It’s always best to ride at your own pace, especially if keeping up with whatever group you’ve opted to ride with is draining your physical resources. Ride smart and if you are feeling fresh at the half way or past, kick it up and burn it on in!

  • Know What To Wear: Some of these events span the course of 24 or 36 hours, and you will see temperature drops and possibly erratic weather changes.  This kind of goes back to riding your bike. When you are doing said riding, do some in shit conditions. Make note of what clothing/shoes/gloves/eyewear works for what temperature/conditions.  I have a mental log of temp ranges and which base layers/outer layers/socks, etc work within those ranges.  I also do a stupid thing I call Training Cold, which involves long rides in cold weather being purposely under-dressed for the conditions (I pack extra layers in a seat pack for safety sake – in case my mom is reading this). This prepares me for sudden unexpected weather changes out on the road when maybe extra warm gear didn’t get packed, or I just don’t feel like stopping to layer up.  My point is DON’T OVERDRESS, if you are super warm and toasty on a 30 degree 4am starting line, you will sweat out in 5 miles. I see folks out on 50 degree days on the bike trails with full on winter gear, helmet covers, lobster claw gloves, and it’s kind of ridiculous.

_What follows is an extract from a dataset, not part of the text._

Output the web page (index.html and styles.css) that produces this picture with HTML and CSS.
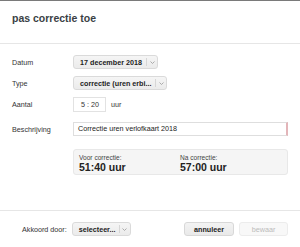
FILE: index.html
```html
<!DOCTYPE html>
<html lang="nl">
<head>
  <meta charset="UTF-8" />
  <meta name="viewport" content="width=device-width, initial-scale=1.0" />
  <title>pas correctie toe</title>
  <link rel="stylesheet" href="styles.css">
</head>
<body>
  <div class="modal">
    <div class="modal-header">
      <h1>pas correctie toe</h1>
    </div>

    <div class="modal-body">
      <div class="row">
        <label>Datum</label>
        <div class="select select-datum">
          <span class="value">17 december 2018</span>
          <span class="caret"><svg width="5" height="3" viewBox="0 0 5 3"><path d="M0.5 0.5 L2.5 2.5 L4.5 0.5" fill="none" stroke="#999" stroke-width="0.8"/></svg></span>
        </div>
      </div>

      <div class="row">
        <label>Type</label>
        <div class="select select-type">
          <span class="value">correctie (uren erbi...</span>
          <span class="caret"><svg width="5" height="3" viewBox="0 0 5 3"><path d="M0.5 0.5 L2.5 2.5 L4.5 0.5" fill="none" stroke="#999" stroke-width="0.8"/></svg></span>
        </div>
      </div>

      <div class="row">
        <label>Aantal</label>
        <div class="time-input">5 : 20</div>
        <span class="unit">uur</span>
      </div>

      <div class="row">
        <label>Beschrijving</label>
        <div class="text-input">Correctie uren verlofkaart 2018</div>
      </div>

      <div class="row">
        <label></label>
        <div class="summary">
          <div class="summary-col">
            <div class="summary-label">Voor correctie:</div>
            <div class="summary-value">51:40 uur</div>
          </div>
          <div class="summary-col">
            <div class="summary-label">Na correctie:</div>
            <div class="summary-value">57:00 uur</div>
          </div>
        </div>
      </div>
    </div>

    <div class="modal-footer">
      <span class="footer-label">Akkoord door:</span>
      <div class="select select-approve">
        <span class="value">selecteer...</span>
        <span class="caret"><svg width="5" height="3" viewBox="0 0 5 3"><path d="M0.5 0.5 L2.5 2.5 L4.5 0.5" fill="none" stroke="#999" stroke-width="0.8"/></svg></span>
      </div>
      <div class="buttons">
        <button class="btn">annuleer</button>
        <button class="btn btn-disabled">bewaar</button>
      </div>
    </div>
  </div>
</body>
</html>
```

FILE: styles.css
```css
* {
  margin: 0;
  padding: 0;
  box-sizing: border-box;
  font-family: 'Liberation Sans', Arial, Helvetica, sans-serif;
}

body {
  width: 300px;
  height: 247px;
  background: white;
  color: #333;
  overflow: hidden;
}

.modal {
  width: 300px;
  height: 247px;
  border-top: 1px solid #7a7a7a;
  display: flex;
  flex-direction: column;
}

.modal-header {
  height: 43px;
  padding: 10px 12px 0;
  border-bottom: 1px solid #e6e6e6;
}

.modal-header h1 {
  font-size: 10.5px;
  font-weight: bold;
  color: #3a3f45;
  line-height: 14px;
}

.modal-body {
  height: 166px;
  padding: 11px 12px 0;
  display: flex;
  flex-direction: column;
  gap: 7px;
}

.row {
  display: flex;
  align-items: center;
  min-height: 14px;
}

.row label {
  width: 61px;
  flex-shrink: 0;
  font-size: 7.2px;
  color: #333;
}

.select {
  height: 14px;
  display: flex;
  align-items: center;
  background: linear-gradient(to bottom, #f5f5f5, #ebebeb);
  border: 1px solid #dadada;
  border-radius: 3px;
  font-size: 7.2px;
  font-weight: bold;
  color: #222;
}

.select .value {
  flex: 1;
  padding: 0 6px;
  white-space: nowrap;
  overflow: hidden;
}

.select .caret {
  width: 11px;
  height: 8px;
  border-left: 1px solid #d6d6d6;
  display: flex;
  align-items: center;
  justify-content: center;
}

.select-datum {
  width: 85px;
}

.select-type {
  width: 94px;
}

.select-approve {
  width: 59px;
}

.time-input {
  width: 33px;
  height: 15px;
  border: 1px solid #e2e2e2;
  font-size: 7.2px;
  line-height: 13px;
  text-align: right;
  padding-right: 6px;
  color: #333;
}

.unit {
  margin-left: 5px;
  font-size: 7.2px;
}

.row:nth-child(4) {
  margin-top: 3px;
}

.text-input {
  width: 215px;
  height: 14px;
  border: 1px solid #dedede;
  border-right: 2px solid #e3b5b9;
  font-size: 7.2px;
  line-height: 12px;
  padding-left: 4px;
  color: #222;
}

.summary {
  width: 215px;
  height: 26px;
  margin-top: 6px;
  background: #f5f5f5;
  border: 1px solid #e8e8e8;
  border-radius: 3px;
  display: flex;
  padding: 3px 5px 0;
}

.summary-col {
  width: 101px;
}

.summary-label {
  font-size: 6.6px;
  color: #444;
  line-height: 9px;
}

.summary-value {
  font-size: 10.5px;
  font-weight: bold;
  color: #222;
  line-height: 11px;
}

.modal-footer {
  flex: 1;
  border-top: 1px solid #e6e6e6;
  display: flex;
  align-items: center;
  padding: 0 12px 0 22px;
}

.footer-label {
  font-size: 7.2px;
  margin-right: 5px;
  color: #333;
}

.buttons {
  margin-left: auto;
  display: flex;
  gap: 5px;
}

.btn {
  width: 50px;
  height: 14px;
  background: linear-gradient(to bottom, #f3f3f3, #e9e9e9);
  border: 1px solid #d8d8d8;
  border-radius: 3px;
  font-size: 7.2px;
  font-weight: bold;
  color: #222;
}

.btn-disabled {
  width: 49px;
  background: #f8f8f8;
  border-color: #ececec;
  color: #bbb;
  font-weight: normal;
}
```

These fine folk are probably not going on a century ride like that, but still.   DON’T OVERDRESS. Sweating out/overheating is a sure fire fast track to failure.
  • Don’t Over Pack: The more weight you are carrying on your bike, the more you are pushing up hills. If you are riding gravel, you are most likely pushing up a LOT of hills, and if you are just fit enough to pull a DFL or back of the pack, an extra pound or five can be enough to wear you down more quickly.  If you are riding a 5-6 hour gravel event do you really need to pack a spare tire?  If you have a drop bag option at the mid point, do you need 6 water bottles on your bike?  Take a good look at what you are using during training. What do you use on the regular? How far are you riding? How far is the event? What are the conditions of the gravel?  Are your tires up to the task? How much food do you really need to carry?  So many questions that can be answered by a pretty simple formula: If you didn’t need it for 100’s of miles of training/preparation, you probably won’t need it for a 100k event.  This subject deserves a post of its own.
  • IMG_5743

    Bring some comfort er…food

    Bring a few comforts: Yes, don’t over pack, but bring something that motivates you or can comfort you if you pull out. I bring a flask of Wild Turkey 101 on almost every long ride, and on TIV8 I packed that and some Marlboro Reds (yes, I once in a while have a smoke with my whiskey. It’s a terrible habit and I know it).  When my ride went south right out the gate (cold, rainy 4am start, mechanicals from mile 10 on, etc) I reached a point where it was do or die, try to squeak through CP1 or hang a right on the highway and tailwind back to town. I had some whiskey and a smoke, weighed options, and made the hard call to drop out.  You don’t have to drink or smoke, I might be a little extreme, but bring one of your favorite candies or a picture of your family, or an iPod with your favorite playlist, or whatever will comfort you when the chips are fucked.

  • IMG_6658


    Pick The Right Bike: Obviously, if you have one bike for everything, take that bike. Beats walking 100k.  If you have some options, pick the one that is most comfortable, is geared properly for the amount of climbing, and has the proper tire for the terrain.  You don’t need to try being a hero and ride your loaded fat bike through 100k of climbing, I’ve seen it happen and it wasn’t pretty. I’ve also made the mistake of trying too much climbing on a bike geared for flatter riding (or better climbers), and that kicked my ass entirely too fast.  Come to think of it, I didn’t do great on that bike riding a flat course either.  It was a rough year… Ride what you are comfortable with, could be a Cross Check, a Fargo, a Routt 45, a vintage steel Bianchi, a Beargrease, whatever it is run what gets you to the finish without fighting you the whole way there.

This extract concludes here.